Problem to solve: Images are not part of the copy; write out the rest of the data exactly as given.

Supplied information:
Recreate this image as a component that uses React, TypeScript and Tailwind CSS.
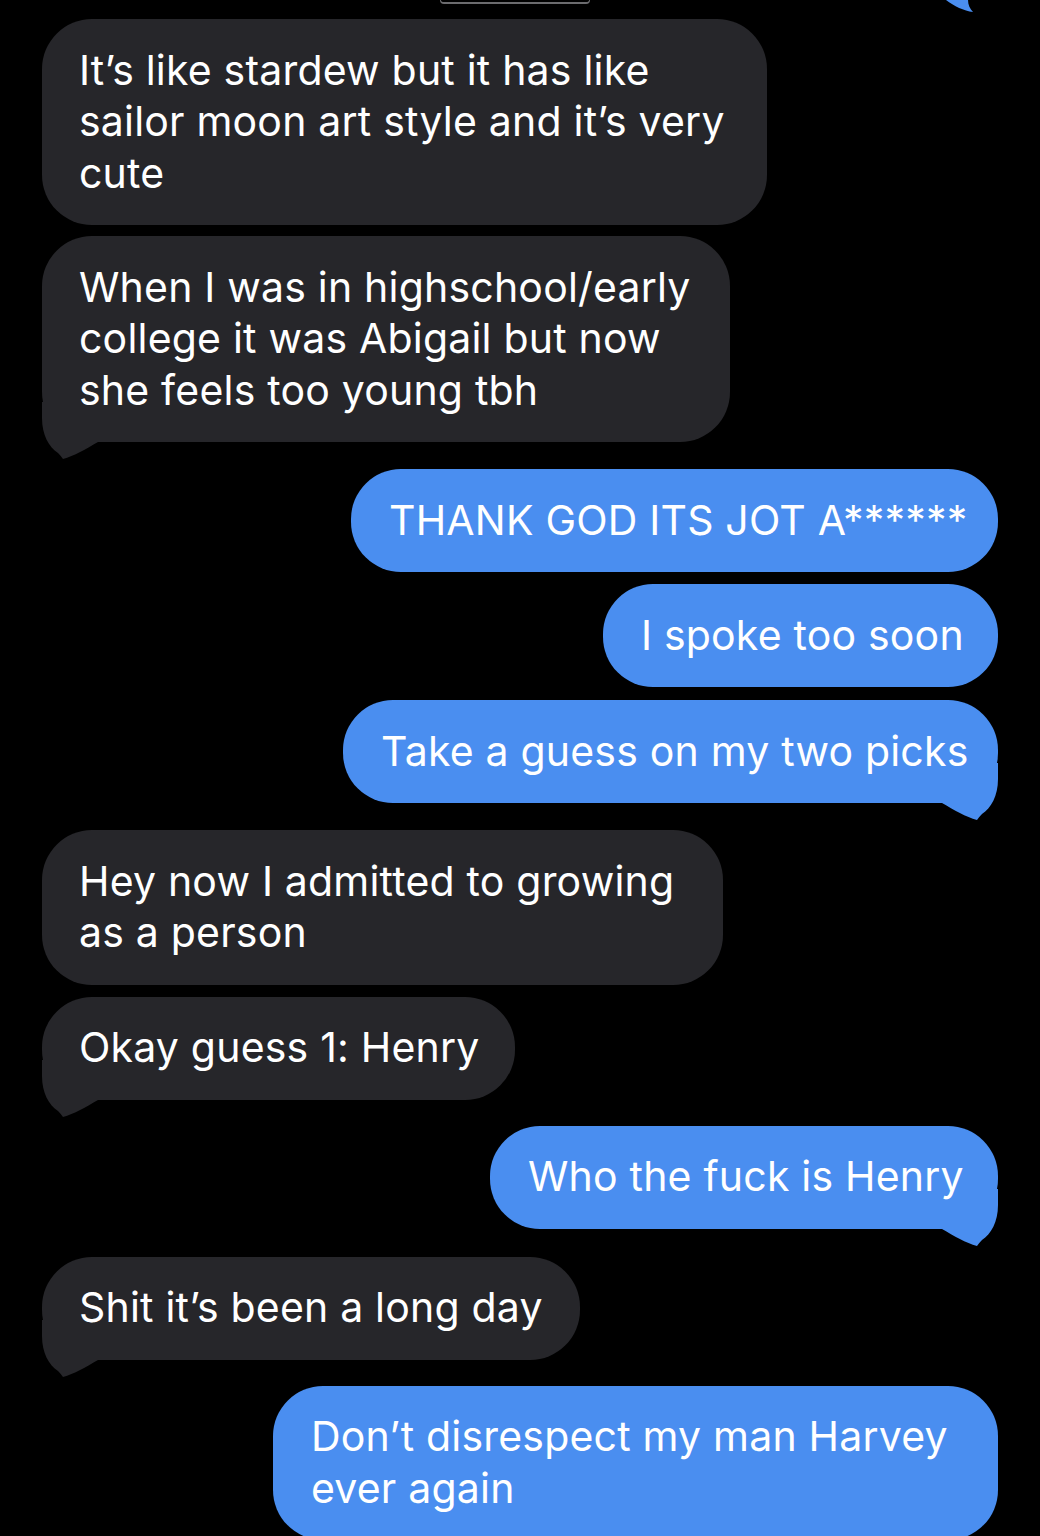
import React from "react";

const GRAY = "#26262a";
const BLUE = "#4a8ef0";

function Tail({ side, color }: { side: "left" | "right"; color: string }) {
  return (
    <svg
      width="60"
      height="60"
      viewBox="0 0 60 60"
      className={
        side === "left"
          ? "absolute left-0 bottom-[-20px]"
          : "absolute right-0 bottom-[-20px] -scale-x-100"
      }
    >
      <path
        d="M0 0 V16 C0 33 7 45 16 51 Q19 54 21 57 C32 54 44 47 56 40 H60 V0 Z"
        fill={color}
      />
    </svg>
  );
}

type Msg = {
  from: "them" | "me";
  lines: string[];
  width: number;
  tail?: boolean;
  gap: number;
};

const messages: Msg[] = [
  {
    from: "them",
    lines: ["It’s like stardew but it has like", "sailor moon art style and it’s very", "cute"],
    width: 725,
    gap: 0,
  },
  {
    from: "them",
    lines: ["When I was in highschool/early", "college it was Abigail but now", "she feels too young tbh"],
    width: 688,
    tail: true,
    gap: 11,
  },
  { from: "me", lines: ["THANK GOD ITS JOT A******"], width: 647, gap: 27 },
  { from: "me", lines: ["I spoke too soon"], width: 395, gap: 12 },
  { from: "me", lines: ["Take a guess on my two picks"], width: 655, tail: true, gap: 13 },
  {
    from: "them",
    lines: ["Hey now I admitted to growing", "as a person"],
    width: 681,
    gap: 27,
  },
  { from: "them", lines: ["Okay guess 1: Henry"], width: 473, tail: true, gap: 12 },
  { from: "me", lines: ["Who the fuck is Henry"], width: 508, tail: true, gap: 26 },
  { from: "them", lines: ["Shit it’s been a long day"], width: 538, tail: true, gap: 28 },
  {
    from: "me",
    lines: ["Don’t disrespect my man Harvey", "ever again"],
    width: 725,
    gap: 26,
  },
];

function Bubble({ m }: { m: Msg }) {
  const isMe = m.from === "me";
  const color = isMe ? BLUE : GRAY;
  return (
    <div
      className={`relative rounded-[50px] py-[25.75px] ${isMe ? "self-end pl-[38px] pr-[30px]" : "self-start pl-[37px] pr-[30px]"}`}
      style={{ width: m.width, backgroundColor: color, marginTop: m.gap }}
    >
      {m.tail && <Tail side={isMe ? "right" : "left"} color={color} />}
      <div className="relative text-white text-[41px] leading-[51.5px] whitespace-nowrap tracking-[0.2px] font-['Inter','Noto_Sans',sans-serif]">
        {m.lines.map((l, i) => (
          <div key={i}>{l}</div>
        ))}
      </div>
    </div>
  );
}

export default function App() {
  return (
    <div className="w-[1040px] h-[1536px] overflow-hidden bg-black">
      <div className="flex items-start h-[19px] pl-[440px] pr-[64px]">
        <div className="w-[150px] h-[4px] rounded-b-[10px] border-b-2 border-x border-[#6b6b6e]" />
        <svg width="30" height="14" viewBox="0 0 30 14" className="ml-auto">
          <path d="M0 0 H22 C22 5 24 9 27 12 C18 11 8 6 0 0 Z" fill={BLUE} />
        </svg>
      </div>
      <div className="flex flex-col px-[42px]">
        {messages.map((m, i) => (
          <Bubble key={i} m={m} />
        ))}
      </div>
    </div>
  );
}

Task answer:
Recreate this image as a component that uses React, TypeScript and Tailwind CSS.
import React from "react";

const GRAY = "#26262a";
const BLUE = "#4a8ef0";

function Tail({ side, color }: { side: "left" | "right"; color: string }) {
  return (
    <svg
      width="60"
      height="60"
      viewBox="0 0 60 60"
      className={
        side === "left"
          ? "absolute left-0 bottom-[-20px]"
          : "absolute right-0 bottom-[-20px] -scale-x-100"
      }
    >
      <path
        d="M0 0 V16 C0 33 7 45 16 51 Q19 54 21 57 C32 54 44 47 56 40 H60 V0 Z"
        fill={color}
      />
    </svg>
  );
}

type Msg = {
  from: "them" | "me";
  lines: string[];
  width: number;
  tail?: boolean;
  gap: number;
};

const messages: Msg[] = [
  {
    from: "them",
    lines: ["It’s like stardew but it has like", "sailor moon art style and it’s very", "cute"],
    width: 725,
    gap: 0,
  },
  {
    from: "them",
    lines: ["When I was in highschool/early", "college it was Abigail but now", "she feels too young tbh"],
    width: 688,
    tail: true,
    gap: 11,
  },
  { from: "me", lines: ["THANK GOD ITS JOT A******"], width: 647, gap: 27 },
  { from: "me", lines: ["I spoke too soon"], width: 395, gap: 12 },
  { from: "me", lines: ["Take a guess on my two picks"], width: 655, tail: true, gap: 13 },
  {
    from: "them",
    lines: ["Hey now I admitted to growing", "as a person"],
    width: 681,
    gap: 27,
  },
  { from: "them", lines: ["Okay guess 1: Henry"], width: 473, tail: true, gap: 12 },
  { from: "me", lines: ["Who the fuck is Henry"], width: 508, tail: true, gap: 26 },
  { from: "them", lines: ["Shit it’s been a long day"], width: 538, tail: true, gap: 28 },
  {
    from: "me",
    lines: ["Don’t disrespect my man Harvey", "ever again"],
    width: 725,
    gap: 26,
  },
];

function Bubble({ m }: { m: Msg }) {
  const isMe = m.from === "me";
  const color = isMe ? BLUE : GRAY;
  return (
    <div
      className={`relative rounded-[50px] py-[25.75px] ${isMe ? "self-end pl-[38px] pr-[30px]" : "self-start pl-[37px] pr-[30px]"}`}
      style={{ width: m.width, backgroundColor: color, marginTop: m.gap }}
    >
      {m.tail && <Tail side={isMe ? "right" : "left"} color={color} />}
      <div className="relative text-white text-[41px] leading-[51.5px] whitespace-nowrap tracking-[0.2px] font-['Inter','Noto_Sans',sans-serif]">
        {m.lines.map((l, i) => (
          <div key={i}>{l}</div>
        ))}
      </div>
    </div>
  );
}

export default function App() {
  return (
    <div className="w-[1040px] h-[1536px] overflow-hidden bg-black">
      <div className="flex items-start h-[19px] pl-[440px] pr-[64px]">
        <div className="w-[150px] h-[4px] rounded-b-[10px] border-b-2 border-x border-[#6b6b6e]" />
        <svg width="30" height="14" viewBox="0 0 30 14" className="ml-auto">
          <path d="M0 0 H22 C22 5 24 9 27 12 C18 11 8 6 0 0 Z" fill={BLUE} />
        </svg>
      </div>
      <div className="flex flex-col px-[42px]">
        {messages.map((m, i) => (
          <Bubble key={i} m={m} />
        ))}
      </div>
    </div>
  );
}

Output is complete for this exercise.